Template Simple

This template shows how to simulate a simple vehicle and plot the results.

First, we choose the tire and vehicle models. The first one is the Pacejka tire model (Pacejka (Magic Formula)) and the second one is the nonlinear vehicle model (Simple vehicle 3 DOF).

TireModel = TirePacejka();                  % Choosing tire
VehicleModel = VehicleSimpleNonlinear();    % Choosing vehicle

In this case, no parameter is defined. So, the default values are used. The default parameters of the vehicle and tire model can be seen in VehicleSimpleNonlinear and TirePacejka, respectively.

Now, we have two variables defined.

The system is completely defined once we attribute the chosen tire model to the vehicle object.

VehicleModel.tire = TireModel;

After this, we define the simulation time span

T = 6;                              % Total simulation time [s]
resol = 50;                         % Resolution
TSPAN = 0:T/resol:T;                % Time span [s]

To define a simulation object (Simulator) the arguments must be the vehicle object and the time span. This is,

simulator = Simulator(VehicleModel, TSPAN);

The default parameters of the simulation object can be found in Simulator. However, we are interested in changing the initial conditions of the simulation object.
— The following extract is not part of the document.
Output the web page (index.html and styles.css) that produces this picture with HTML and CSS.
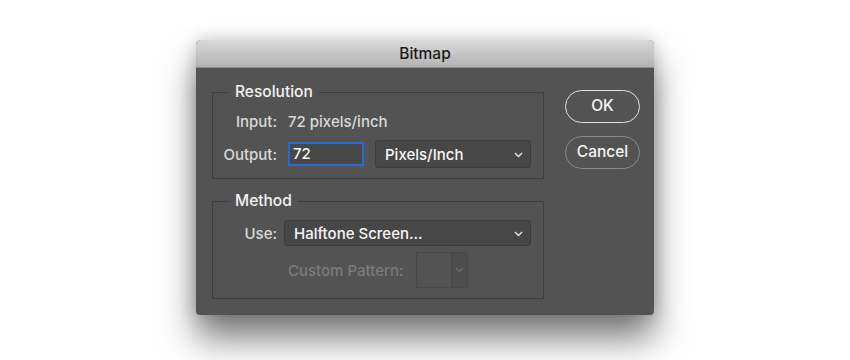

This can be done running

simulator.ALPHAT0 = -0.2;           % Initial side slip angle [rad]
simulator.dPSI0 = 0.7;              % Initial yaw rate [rad/s]

Now, we have everything needed to run the simulation. For this, we use

simulator.Simulate();

The resulting time response of each state is stored in separate variables:

XT = simulator.XT;
YT = simulator.YT;
PSI = simulator.PSI;
VEL = simulator.VEL;
ALPHAT = simulator.ALPHAT;
dPSI = simulator.dPSI;

The following lines plot the time response of each state of the model.

f1 = figure(1);
grid on ; box on
plot(TSPAN,XT,'linewidth',1)
xlabel('time [s]')
ylabel('Distance in the x direction [m]')

f2 = figure(2);
grid on ; box on
plot(TSPAN,YT,'linewidth',1)
xlabel('time [s]')
ylabel('Distance in the y direction [m]')

f3 = figure(3);
grid on ; box on
plot(TSPAN,PSI,'linewidth',1)
xlabel('time [s]')
ylabel('Yaw angle [rad]')

f4 = figure(4);
grid on ; box on
plot(TSPAN,VEL,'linewidth',1)
xlabel('time [s]')
ylabel('Velocity [m/s]')

f5 = figure(5);
grid on ; box on
plot(TSPAN,ALPHAT,'linewidth',1)
xlabel('time [s]')
ylabel('Vehicle slip angle [rad/s]')

f6 = figure(6);
grid on ; box on
plot(TSPAN,dPSI,'linewidth',1)
xlabel('time [s]')
ylabel('Yaw rate [rad/s]')

The generated figures can be seen below.

_images/TemplateSimpleFig1.svg

Fig. 51 Longitudinal position of the center of gravity of the system.

_images/TemplateSimpleFig2.svg

Fig. 52 Transversal position of the center of gravity of the system.

_images/TemplateSimpleFig3.svg

Fig. 53 Yaw angle of the vehicle

_images/TemplateSimpleFig4.svg

Fig. 54 Velocity of the center of gravity

_images/TemplateSimpleFig5.svg

Fig. 55 Vehicle slip angle

_images/TemplateSimpleFig6.svg

Fig. 56 Vehicle yaw rate

Frame and animation can be generated defining a graphic object (Graphics). The only argument of the graphic object is the simulator object after the simulation.

g = Graphics(simulator);

After that, just run

g.Frame();
g.Animation();

Both graphics feature can be seen below.

_images/TemplateSimpleFrame.svg

Fig. 57 Frame of the simple vehicle model.

_images/TemplateSimpleAnimation.gif

Fig. 58 Animation of the simple vehicle model.